Friday, November 5, 2010

CANADA lets down CANADIAN ARMY: Then and Now


LIFE IS chock full of ridiculous ironies.

If you're a Canadian…here's one you should never forget.

This WW II CANADIAN ARMY VET from the documentary "D-Day - Canada's 24 Hours of Destiny" is complaining about Canada sending him off to war, with inferior equipment. He wished the Canadian Army had been outfitted with American rifles which were semi-automatics…not single shooters.

Do you think a Canadian soldier running into the heat of the battle, toward a slew of Nazis, has time to cock his gun before… EVERY. SINGLE. SHOT. HE. TAKES?

No?!

Seems kinda' crazy, right?!

Well, then you might be surprised to learn the Canadian government of WW II, expected, exactly that.
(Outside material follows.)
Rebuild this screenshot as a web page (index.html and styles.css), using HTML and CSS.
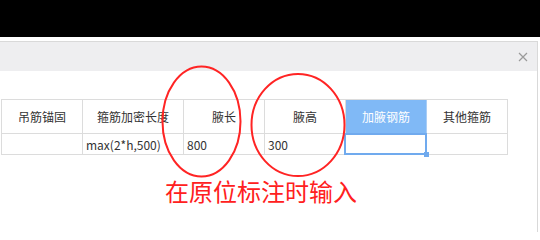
FILE: index.html
```html
<!DOCTYPE html>
<html lang="zh-CN">
<head>
<meta charset="utf-8">
<title>加腋钢筋</title>
<link rel="stylesheet" href="styles.css">
</head>
<body>
<div class="page">
  <div class="topbar"></div>
  <div class="dialog">
    <div class="titlebar">
      <svg class="close" width="10" height="10" viewBox="0 0 10 10"><path d="M1 1 L9 9 M9 1 L1 9" stroke="#9a9a9a" stroke-width="1.2" fill="none"/></svg>
    </div>
    <div class="body">
      <div class="grid">
        <div class="cell head">吊筋锚固</div>
        <div class="cell head">箍筋加密长度</div>
        <div class="cell head">腋长</div>
        <div class="cell head">腋高</div>
        <div class="cell head selected">加腋钢筋</div>
        <div class="cell head">其他箍筋</div>
        <div class="cell data"></div>
        <div class="cell data">max(2*h,500)</div>
        <div class="cell data">800</div>
        <div class="cell data">300</div>
        <div class="cell data active"></div>
        <div class="cell data"></div>
      </div>
      <div class="note">在原位标注时输入</div>
    </div>
  </div>
  <svg class="marks" width="540" height="232" viewBox="0 0 540 232">
    <ellipse cx="201.5" cy="121.5" rx="39" ry="55" fill="none" stroke="#ff2424" stroke-width="2"/>
    <ellipse cx="298" cy="125" rx="46.5" ry="51" fill="none" stroke="#ff2424" stroke-width="2"/>
  </svg>
</div>
</body>
</html>
```

FILE: styles.css
```css
html, body {
  margin: 0;
  padding: 0;
  background: #ffffff;
}
.page {
  position: relative;
  width: 540px;
  height: 232px;
  overflow: hidden;
  font-family: "Noto Sans CJK SC", "Noto Sans", sans-serif;
  font-size: 12px;
  color: #333333;
}
.topbar {
  height: 37px;
  background: #000000;
}
.dialog {
  margin-top: 4px;
  margin-left: -1px;
  width: 539px;
  border: 1px solid #d9d9d9;
  border-bottom: none;
  height: 200px;
  box-sizing: border-box;
}
.titlebar {
  height: 29px;
  background: #eeeef0;
  display: flex;
  align-items: center;
  justify-content: flex-end;
  padding-right: 9px;
}
.close {
  display: block;
  margin-top: 1px;
}
.body {
  padding-top: 28px;
}
.grid {
  display: grid;
  grid-template-columns: 81px 101px 81px 81px 81px 81px;
  grid-template-rows: 34px 21px;
  width: 507px;
  border-left: 1px solid #dcdcdc;
  border-top: 1px solid #dcdcdc;
  box-sizing: border-box;
  margin-left: 1px;
}
.cell {
  border-right: 1px solid #dcdcdc;
  border-bottom: 1px solid #dcdcdc;
  box-sizing: border-box;
  display: flex;
  align-items: center;
  white-space: nowrap;
  line-height: 1;
}
.head {
  justify-content: center;
  padding-top: 1px;
}
.data {
  padding-left: 3px;
  padding-top: 2px;
}
.selected {
  background: #80b9f6;
  color: #ffffff;
  border-right-color: #a9cdf5;
  border-bottom-color: #80b9f6;
}
.active {
  position: relative;
}
.active::after {
  content: "";
  position: absolute;
  left: -2px;
  top: -1px;
  right: -1px;
  bottom: -1px;
  border: 2px solid #70aaee;
}
.active::before {
  content: "";
  position: absolute;
  right: -3px;
  bottom: -3px;
  width: 5px;
  height: 5px;
  background: #70aaee;
  z-index: 1;
}
.note {
  margin-top: 22px;
  padding-left: 165px;
  font-size: 24px;
  line-height: 28px;
  color: #ff2020;
}
.marks {
  position: absolute;
  left: 0;
  top: 0;
  pointer-events: none;
}
```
Are you sitting down Canada?

Are you sitting down America?

Is everyone, in the United Kingdom, also sitting down?

The American guns our Canadian vet is talking about…the ones he wished he'd had on D-Day in Juno, France instead of the inferior British designed Lee-Enfield bolt action rifles…weren't even American guns at all!

He's talking about the M-1 Garand, here, folks.

And the M-1 Garand was designed for the American Army, by a French-Canadian, from St. Rémi, Quebec, named John Garand!!!

How do you like them McIntosh apples?

A incredible, groundbreaking, general issue gun designed by a Canadian, certified for use in 1936, acquired and used by the entire U.S. Army that same year…but a gun…unavailable to enlisted Canadians during WW II.

Go figure—

Don't ever ask if your Canadian government knows how to wage a war. They don't.

The Lee-Enfields the Canadian Army used (No. 1MK-IVs) were made in Long Branch, at the Long Branch Arsenal in Toronto. Millions were made there!

WHY? Why…we weren't making M-1 Garands there, instead…I'll never know?!?!

The M-1 GARAND, lauded by General Patton as the "greatest battle implement ever devised" was historically the first semi-automatic rifle to be issued, as the standard service rifle, to the infantry of any nation, specifically the U.S. Army.

The M-1 replaced the immediately outdated bolt-action M1903 Springfield in 1936.


REGARDLESS of Canadian soldiers being ill-equipped for D-Day, how'd Canadians do on D-Day?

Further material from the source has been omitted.